He knows how to make a stink.
Longtime New York congressman Jerry Nadler has become famous as a champion of progressive policies in the House of Representatives. But among his colleagues in the chamber, he has also earned the dubious distinction of being its smelliest member.
“He’s the kind of guy who when he makes his way onto the floor he barrels through everyone, and sometime he doesn’t really need to barrel through because his stench kind of clears the way and it equates to his personality, which is nasty and most people want to keep away from,” said Anthony D’Esposito, a former GOP congressman from Long Island recently named inspector general of the Department of Labor.
A half dozen of Nadler’s current and former colleagues—on both sides of the aisle—were even more savage behind the scenes, pooh-poohing the New York liberal. One House Democrat said he wasn’t just rancid but also frequently out of it.
“Members of Congress don’t want to sit next to him because of it,” the House Democrat told the Washington Free Beacon. “Yeah, he smells. I don’t know what he does. Maybe he doesn’t take a bath, I don’t know what it is.”
“They removed him from his chairmanship because they didn’t trust his ability to handle the job. He’s constantly falling asleep on the floor and constantly falling asleep everywhere.”
Nadler, 77, was ousted as the top Democrat on the House Judiciary Committee in December amid mounting concerns that he was no longer up to the job. In 2019, then-House speaker Nancy Pelosi sidelined him during President Donald Trump’s first impeachment hearing over similar cognitive concerns. Videos of Nadler napping during hearings have become commonplace online.
Many members speculated the congressman’s odor emanated from underlying health issues, which have dogged Nadler for his entire career. In 2019, Nadler nearly collapsed during a Manhattan press conference and had to be rushed to the hospital. The congressman underwent gastric bypass surgery in 2002 to remedy his morbid obesity—he was at one point so enormous he could not ride a subway, he once noted on his website.
“He reeks.
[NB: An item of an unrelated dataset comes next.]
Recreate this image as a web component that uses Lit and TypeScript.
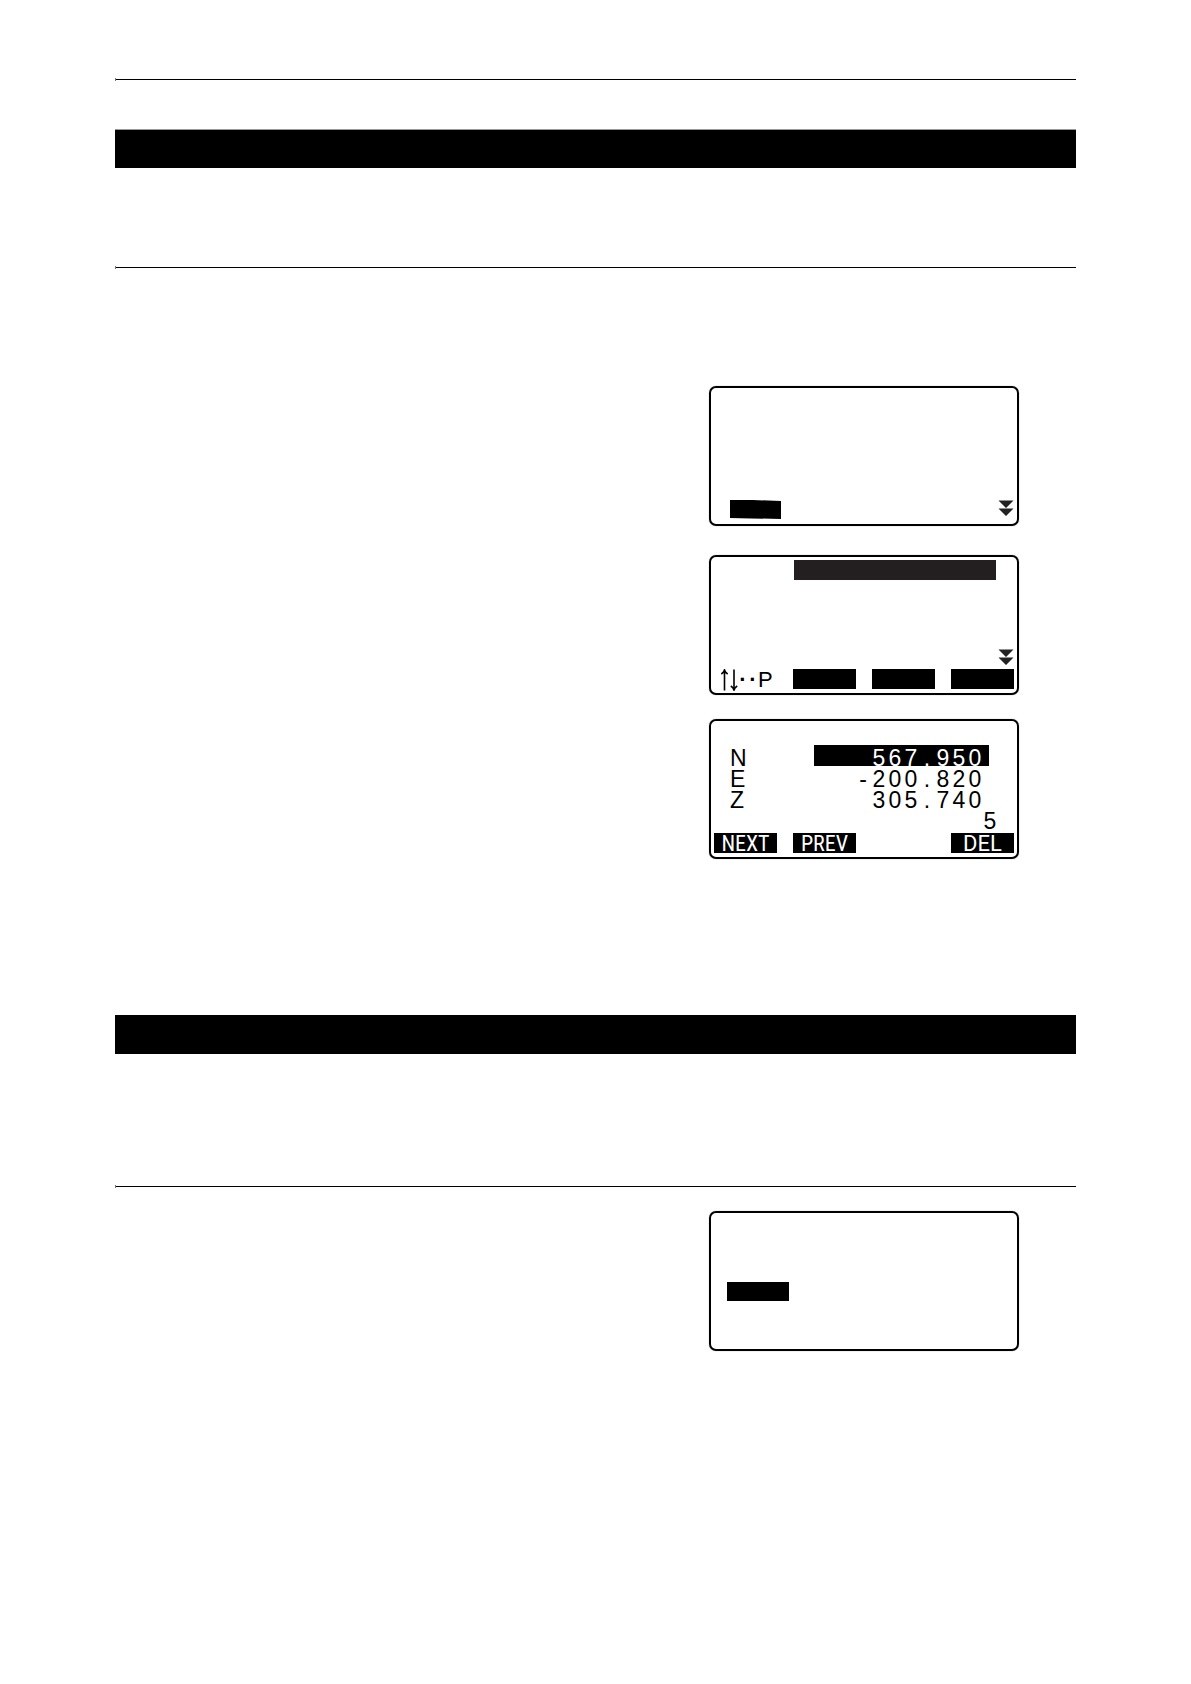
import { LitElement, html, css, svg } from "lit";
import { customElement, property } from "lit/decorators.js";

/** Text set in the fixed character cells of the instrument display. */
@customElement("lcd-text")
export class LcdText extends LitElement {
  @property() value = "";

  static styles = css`
    :host {
      display: flex;
      justify-content: flex-end;
      box-sizing: border-box;
      height: 21px;
      padding-top: 5px;
      line-height: 17px;
    }
    .cell {
      width: 16px;
      text-align: center;
    }
  `;

  render() {
    return [...this.value].map((c) => html`<span class="cell">${c}</span>`);
  }
}

/** Double triangle: more lines follow below. */
const more = html`<svg class="more" width="16" height="16" viewBox="0 0 16 16" aria-hidden="true">
  ${svg`<path d="M0.5 0.5h15L8 8zM0.5 8.5h15L8 16z" fill="#222" />`}
</svg>`;

const rows = [
  { axis: "N", value: "567.950", selected: true },
  { axis: "E", value: "-200.820", selected: false },
  { axis: "Z", value: "305.740", selected: false },
];

@customElement("app-root")
export class AppRoot extends LitElement {
  static styles = css`
    :host {
      display: block;
      min-height: 100vh;
      background: #fff;
      color: #000;
      font-family: "Liberation Sans", Arial, sans-serif;
      font-size: 23px;
    }
    * {
      box-sizing: border-box;
    }
    .page {
      padding: 79px 115px 0;
    }
    .rule {
      position: relative;
      height: 1px;
      margin: 0;
      border: 0;
      background: #000;
      overflow: visible;
    }
    .rule::before {
      content: "";
      position: absolute;
      left: 0;
      top: -1px;
      width: 1px;
      height: 3px;
      background: #777;
    }
    .bar {
      height: 39px;
      background: #000;
    }
    .bar.first {
      margin: 49px 0 99px;
      border-top: 1px solid #999;
    }
    .bar.second {
      margin: 156px 0 132px;
    }
    .screens {
      display: flex;
      flex-direction: column;
      align-items: flex-end;
      padding: 118px 57px 0 0;
    }
    .screens.single {
      padding-top: 24px;
    }
    .screen {
      display: flex;
      flex-direction: column;
      width: 310px;
      max-width: 100%;
      height: 140px;
      padding: 3px;
      border: 2px solid #000;
      border-radius: 7px;
      box-shadow: 0 0 1px #777;
    }
    .screen.menu {
      margin-bottom: 29px;
      padding: 0 3px 5px 18px;
      justify-content: flex-end;
    }
    .menu-row {
      display: flex;
      align-items: flex-start;
      justify-content: space-between;
    }
    .screen.list {
      margin-bottom: 24px;
      padding-bottom: 4px;
    }
    .heading {
      height: 20px;
      margin: 0 18px 0 80px;
      background: #231f20;
    }
    .list .more {
      margin: auto 0 4px auto;
    }
    .keys {
      display: grid;
      grid-template-columns: 63px 63px 63px 63px;
      justify-content: space-between;
      height: 20px;
    }
    .key {
      height: 20px;
      padding: 2px 0 0;
      border: 0;
      background: #000;
      color: #fff;
      font-family: "Roboto Condensed", Roboto, sans-serif;
      font-size: 22px;
      line-height: 18px;
      text-align: center;
    }
    .key.wide {
      font-family: Roboto, sans-serif;
    }
    .paging {
      display: flex;
      align-items: center;
      padding-left: 6px;
      font-size: 22px;
      line-height: 20px;
    }
    .dot {
      width: 10px;
      font-weight: bold;
      text-align: center;
    }
    .screen.coords {
      padding-top: 24px;
    }
    .table {
      margin: 0 25px 0 16px;
      border-collapse: collapse;
    }
    .table th,
    .table td {
      padding: 0;
      font-weight: normal;
      text-align: left;
    }
    .axis {
      display: block;
      height: 21px;
      padding-top: 5px;
      line-height: 17px;
    }
    .value {
      width: 175px;
    }
    .value lcd-text {
      padding-right: 6px;
    }
    .value .selected {
      background: #000;
      color: #fff;
    }
    .index {
      margin-right: 16px;
    }
    .coords .keys {
      margin-top: 4px;
    }
    .screen.choice {
      padding: 69px 16px 0;
    }
    .option {
      width: 62px;
      height: 19px;
      background: #000;
    }
  `;

  render() {
    return html`
      <main class="page">
        <hr class="rule" />
        <div class="bar first"></div>
        <hr class="rule" />
        <section class="screens">
          <div class="screen menu">
            <div class="menu-row">
              <svg width="52" height="19" viewBox="0 0 52 19" aria-hidden="true">
                <path d="M1 0H24L52 1V19L22 18.4L1 18z" />
              </svg>
              ${more}
            </div>
          </div>

          <div class="screen list">
            <div class="heading"></div>
            ${more}
            <div class="keys">
              <div class="paging">
                <svg width="18" height="22" viewBox="0 0 18 22" fill="none" stroke="#000" stroke-width="1.6" aria-hidden="true">
                  <path d="M4.5 21.500V1.500M1.300 5Q3.800 3.500 4.500 1Q5.200 3.500 7.700 5M14 0.500V20.500M10.800 17Q13.300 18.500 14 21Q14.700 18.500 17.200 17" />
                </svg>
                <span class="dot">·</span><span class="dot">·</span><span>P</span>
              </div>
              <div class="key"></div>
              <div class="key"></div>
              <div class="key"></div>
            </div>
          </div>

          <div class="screen coords">
            <table class="table">
              ${rows.map(
                (r) => html`<tr>
                  <th scope="row"><span class="axis">${r.axis}</span></th>
                  <td class="value">
                    <lcd-text class=${r.selected ? "selected" : ""} .value=${r.value}></lcd-text>
                  </td>
                </tr>`
              )}
            </table>
            <lcd-text class="index" .value=${"5"}></lcd-text>
            <div class="keys">
              <button class="key">NEXT</button>
              <button class="key">PREV</button>
              <span></span>
              <button class="key wide">DEL</button>
            </div>
          </div>
        </section>

        <div class="bar second"></div>
        <hr class="rule" />
        <section class="screens single">
          <div class="screen choice">
            <div class="option"></div>
          </div>
        </section>
      </main>
    `;
  }
}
It’s not just like a guy who didn’t take a shower. I don’t know if it’s surgery or a colostomy bag, but it’s bad,” another member of Congress from New York said.
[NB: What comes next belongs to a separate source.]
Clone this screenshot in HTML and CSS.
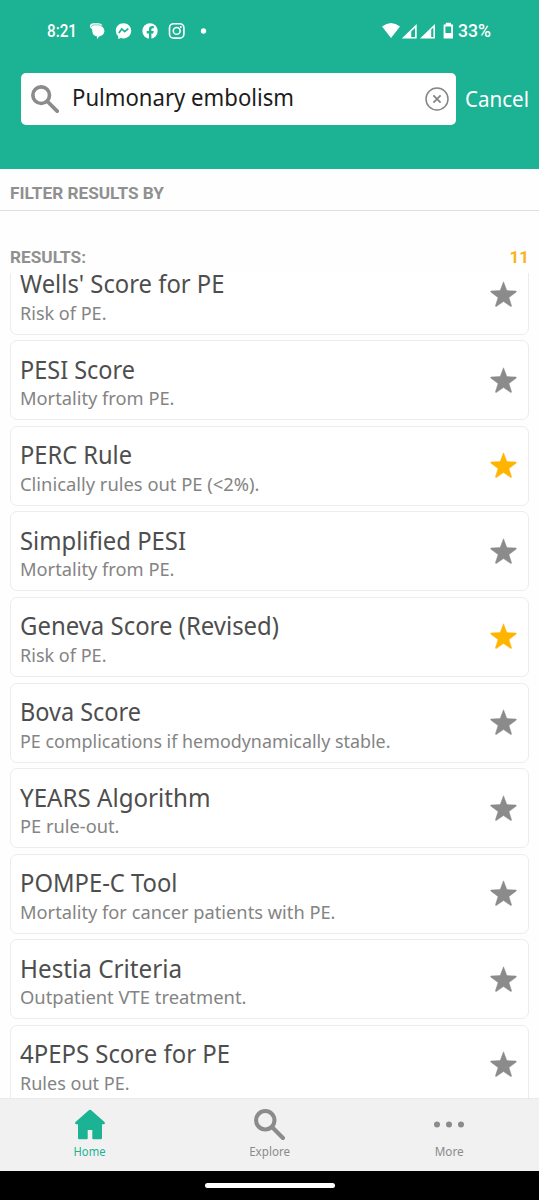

“When [former House speaker Kevin] McCarthy was sworn in he had a bipartisan briefing with the congressional budget office and I sat in the Capitol visitor center theater and Nadler sat in front of me and I had to get up and move. It’s overpowering.”
Another former GOP congressman said he also believed it was a medical issue and speculated “bedsores.”
Talk in Congress of Nadler’s malodorous musk has been an open secret for years—and has occasionally been the butt of public jokes.
“Congressman, I don’t know how to ask this in a respectable manner, but do off-smelling people offend you?” Fox News host Greg Gutfeld asked McCarthy during an appearance on Gutfeld in June 2022.
“Are we talking about Jerry Nadler?” McCarthy quipped to audience laugher.
Trump has long clashed with Nadler, a feud that stems from his days as a New York City real estate developer. Trump has disparaged the congressman as “Fat Jerry” and a “sleazebag.”
Nadler did not respond to a request for comment.